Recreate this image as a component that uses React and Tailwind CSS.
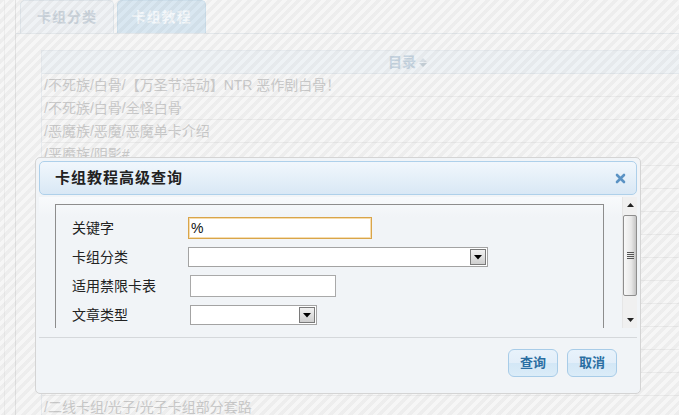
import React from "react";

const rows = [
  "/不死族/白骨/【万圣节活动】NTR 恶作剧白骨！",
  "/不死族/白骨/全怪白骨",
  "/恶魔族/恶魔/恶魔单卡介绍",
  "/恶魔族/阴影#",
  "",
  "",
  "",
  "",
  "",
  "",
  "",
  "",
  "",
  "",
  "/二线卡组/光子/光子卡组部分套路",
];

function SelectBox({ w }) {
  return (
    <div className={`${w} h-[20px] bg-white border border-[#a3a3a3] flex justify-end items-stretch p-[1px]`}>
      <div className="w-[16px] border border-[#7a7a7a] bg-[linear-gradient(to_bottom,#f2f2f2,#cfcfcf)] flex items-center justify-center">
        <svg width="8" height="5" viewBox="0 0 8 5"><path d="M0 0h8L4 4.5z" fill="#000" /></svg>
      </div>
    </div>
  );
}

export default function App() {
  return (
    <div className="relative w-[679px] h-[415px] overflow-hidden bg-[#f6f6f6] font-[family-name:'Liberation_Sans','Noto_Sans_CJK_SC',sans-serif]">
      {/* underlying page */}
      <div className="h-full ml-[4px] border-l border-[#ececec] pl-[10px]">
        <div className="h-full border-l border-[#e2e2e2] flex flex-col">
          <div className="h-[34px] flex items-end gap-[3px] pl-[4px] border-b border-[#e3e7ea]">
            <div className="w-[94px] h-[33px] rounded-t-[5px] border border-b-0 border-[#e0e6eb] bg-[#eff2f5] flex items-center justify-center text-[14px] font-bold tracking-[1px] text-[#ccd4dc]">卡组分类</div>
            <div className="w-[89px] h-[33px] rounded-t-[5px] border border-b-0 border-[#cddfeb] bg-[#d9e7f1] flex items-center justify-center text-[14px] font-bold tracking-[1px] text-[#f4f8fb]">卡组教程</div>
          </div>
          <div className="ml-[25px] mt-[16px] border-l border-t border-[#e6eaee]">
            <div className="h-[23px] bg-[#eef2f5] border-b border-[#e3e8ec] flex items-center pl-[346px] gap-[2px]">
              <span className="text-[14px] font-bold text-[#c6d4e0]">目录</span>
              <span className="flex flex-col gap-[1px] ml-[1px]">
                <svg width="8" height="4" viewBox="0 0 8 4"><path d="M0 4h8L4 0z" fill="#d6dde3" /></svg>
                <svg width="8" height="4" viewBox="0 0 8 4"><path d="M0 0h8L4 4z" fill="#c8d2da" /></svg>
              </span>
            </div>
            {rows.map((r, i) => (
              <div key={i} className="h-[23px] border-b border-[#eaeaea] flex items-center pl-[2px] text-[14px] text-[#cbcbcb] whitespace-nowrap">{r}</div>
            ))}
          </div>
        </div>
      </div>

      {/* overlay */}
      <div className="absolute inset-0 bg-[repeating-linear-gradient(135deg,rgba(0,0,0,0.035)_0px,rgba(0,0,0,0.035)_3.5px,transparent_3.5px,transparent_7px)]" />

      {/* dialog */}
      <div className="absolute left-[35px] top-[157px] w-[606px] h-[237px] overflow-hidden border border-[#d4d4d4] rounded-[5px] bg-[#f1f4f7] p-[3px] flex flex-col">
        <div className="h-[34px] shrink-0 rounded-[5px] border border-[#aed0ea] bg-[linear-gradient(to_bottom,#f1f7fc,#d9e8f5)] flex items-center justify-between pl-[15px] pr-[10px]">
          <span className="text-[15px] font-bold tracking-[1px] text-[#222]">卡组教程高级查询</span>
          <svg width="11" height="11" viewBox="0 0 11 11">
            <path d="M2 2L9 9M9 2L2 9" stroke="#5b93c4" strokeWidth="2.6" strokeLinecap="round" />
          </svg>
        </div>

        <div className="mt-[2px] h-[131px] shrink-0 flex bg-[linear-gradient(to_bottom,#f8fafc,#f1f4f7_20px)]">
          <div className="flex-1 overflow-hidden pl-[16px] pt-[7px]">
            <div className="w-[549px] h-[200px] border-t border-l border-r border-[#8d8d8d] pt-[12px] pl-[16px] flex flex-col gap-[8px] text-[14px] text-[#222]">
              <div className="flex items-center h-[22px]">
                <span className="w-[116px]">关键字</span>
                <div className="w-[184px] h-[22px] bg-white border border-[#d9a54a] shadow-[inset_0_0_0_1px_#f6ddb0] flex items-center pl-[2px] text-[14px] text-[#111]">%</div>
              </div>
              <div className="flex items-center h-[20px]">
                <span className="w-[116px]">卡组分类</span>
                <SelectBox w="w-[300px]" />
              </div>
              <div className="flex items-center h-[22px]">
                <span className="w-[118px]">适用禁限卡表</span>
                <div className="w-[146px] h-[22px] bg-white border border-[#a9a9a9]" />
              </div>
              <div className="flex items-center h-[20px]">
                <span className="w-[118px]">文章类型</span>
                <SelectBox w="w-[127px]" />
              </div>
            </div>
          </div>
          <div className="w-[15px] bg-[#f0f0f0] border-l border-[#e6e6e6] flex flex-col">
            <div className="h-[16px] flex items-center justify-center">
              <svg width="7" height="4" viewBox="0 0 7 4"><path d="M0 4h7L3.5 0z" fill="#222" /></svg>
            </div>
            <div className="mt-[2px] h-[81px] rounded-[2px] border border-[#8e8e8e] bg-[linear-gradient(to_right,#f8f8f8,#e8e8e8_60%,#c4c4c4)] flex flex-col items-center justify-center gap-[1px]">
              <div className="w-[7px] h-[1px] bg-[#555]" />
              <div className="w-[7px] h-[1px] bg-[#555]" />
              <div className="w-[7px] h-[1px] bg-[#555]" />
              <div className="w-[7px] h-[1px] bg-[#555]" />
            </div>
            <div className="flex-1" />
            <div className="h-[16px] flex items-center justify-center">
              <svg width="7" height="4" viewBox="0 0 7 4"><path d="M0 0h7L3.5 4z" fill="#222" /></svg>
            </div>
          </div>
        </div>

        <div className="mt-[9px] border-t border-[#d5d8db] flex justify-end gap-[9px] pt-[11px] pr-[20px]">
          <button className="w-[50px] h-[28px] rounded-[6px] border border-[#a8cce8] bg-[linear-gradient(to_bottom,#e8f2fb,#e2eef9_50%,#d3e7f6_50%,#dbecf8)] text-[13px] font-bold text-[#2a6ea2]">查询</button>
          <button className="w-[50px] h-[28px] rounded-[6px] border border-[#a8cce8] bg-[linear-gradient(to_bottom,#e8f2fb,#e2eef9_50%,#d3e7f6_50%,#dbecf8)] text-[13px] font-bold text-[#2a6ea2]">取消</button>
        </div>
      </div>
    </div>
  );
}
★ ★ ★ ★ ★
### EXERCISE DETAILS
Tell how many lines of the data include the word "React", and nothing else.

### RESULT FOR THIS TASK
2